O espectáculo une vários temas, alguns em sequência, como por exemplo Borboleta, onde Alceu inclui uma cantiga de roda que ouvia na infância, e P da paixão. “Eu tenho um prazer imenso em trabalhar com a minha cultura e valorizá-la”, diz. “Muitas vezes, perguntamos a um músico: ‘qual é a música que você faz?’ E ele diz ‘faço música brasileira.’ Mas depois vamos a ver e o tipo de compasso, de melodia, é anglófono. Não digo que não é bonito, nem que não se possa fazer mistura, mas samba não é rumba nem rumba é rock! Se você pegar uma balada para transformar em samba, vira samba a pulso, tem que dar um jeitinho porque não tem jeito.”

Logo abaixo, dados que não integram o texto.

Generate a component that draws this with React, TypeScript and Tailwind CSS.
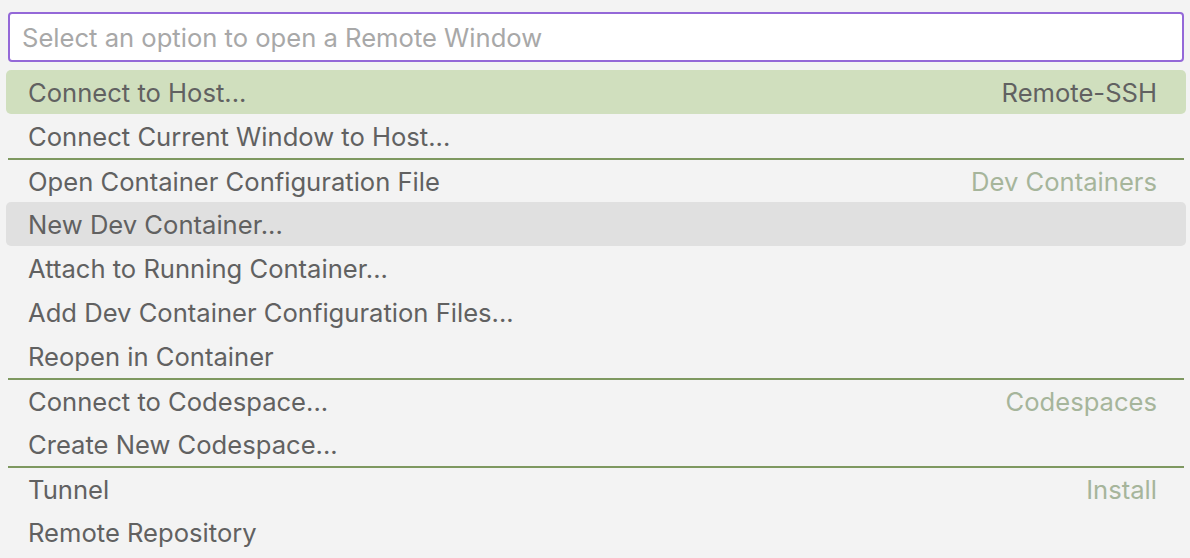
import React from "react";

interface Item {
  label: string;
  detail?: string;
  separator?: boolean;
}

const items: Item[] = [
  { label: "Connect to Host...", detail: "Remote-SSH" },
  { label: "Connect Current Window to Host..." },
  { label: "Open Container Configuration File", detail: "Dev Containers", separator: true },
  { label: "New Dev Container..." },
  { label: "Attach to Running Container..." },
  { label: "Add Dev Container Configuration Files..." },
  { label: "Reopen in Container" },
  { label: "Connect to Codespace...", detail: "Codespaces", separator: true },
  { label: "Create New Codespace..." },
  { label: "Tunnel", detail: "Install", separator: true },
  { label: "Remote Repository" },
];

export default function App() {
  const active = 0;
  const hovered = 3;

  return (
    <div
      className="w-[1190px] h-[558px] overflow-hidden bg-[#f3f3f3] pt-[12px]"
      style={{ fontFamily: "Inter, 'Noto Sans', sans-serif" }}
    >
      {/* Input */}
      <div className="ml-[8px] mr-[6px] h-[50px] rounded-[4px] border-2 border-[#9468d8] bg-white pl-[12px] pt-[3px] flex items-center">
        <span className="text-[25.6px] text-[#a8a8a8]">
          Select an option to open a Remote Window
        </span>
      </div>

      {/* List */}
      <div className="ml-[6px] mr-[4px] mt-[8px]">
        {items.map((item, i) => (
          <div key={i}>
            {item.separator && <div className="mx-[2px] h-[2px] bg-[#7e9860]" />}
            <div
              className={`${item.separator ? "h-[42px]" : "h-[44px]"} flex items-center justify-between rounded-[5px] pl-[22px] pr-[29px] pt-[3px] text-[25.6px] ${
                i === active ? "bg-[#d0dfbe]" : i === hovered ? "bg-[#e0e0e0]" : ""
              }`}
            >
              <span className="text-[#616161]">{item.label}</span>
              {item.detail && (
                <span className={i === active ? "text-[#616161]" : "text-[#a6b59b]"}>
                  {item.detail}
                </span>
              )}
            </div>
          </div>
        ))}
      </div>
    </div>
  );
}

Como é que o maestro, neste caso, lidou com o tratamento dos temas? “A obra do Alceu é muito vasta e muito diversa: tem sambas, aboios, flirts com a bossa nova. E desta vez a selecção conecta mais com o Alceu cantador; a voz genuína, por ela mesma. Acho que a gente conseguiu. Se a gente quisesse acertar, não acertaríamos tanto. Porque está um repertório tão bonito e genuíno.” Se o anterior Valencianas fechava com Anunciação (que já tem 4,5 milhões de visualizações no YouTube), este termina com Tomara (do álbum 7 Desejos, de 1991) ou talvez com Táxi lunar.

Valencianas II estreou-se recentemente no Brasil: “Primeiro no Recife, em Outubro, para 14 mil pessoas, depois em São Paulo, no Ibirapuera, para 50 mil pessoas, e no SESC Palladium, com duas sessões inclusive. Isso até Dezembro.” Portugal surge entre as primeiras apresentações.

A popularidade de Alceu e das suas canções pode medir-se pelo número de visualizações que vai somando nas plataformas digitais. A gravação ao vivo de La Belle de Jour com Girassol, por exemplo, já ultrapassou os 78 milhões. E há muitos milhões nas restantes. Mas não é só na Internet. Por estes dias, Alceu Valença esteve a rodar um documentário em Lisboa. Ao passar em Alfama, encontrou “um rapaz tocando bandolim”. Sentou-se, a ouvi-lo, mas só quando lhe chamaram a atenção é que percebeu que era uma música sua, Lua de Lisboa. “Eu nem notei, tão concentrado estava em ouvi-lo tocar. Mas quando eu vi, aí ele tocou comigo, cantando no meio da rua!”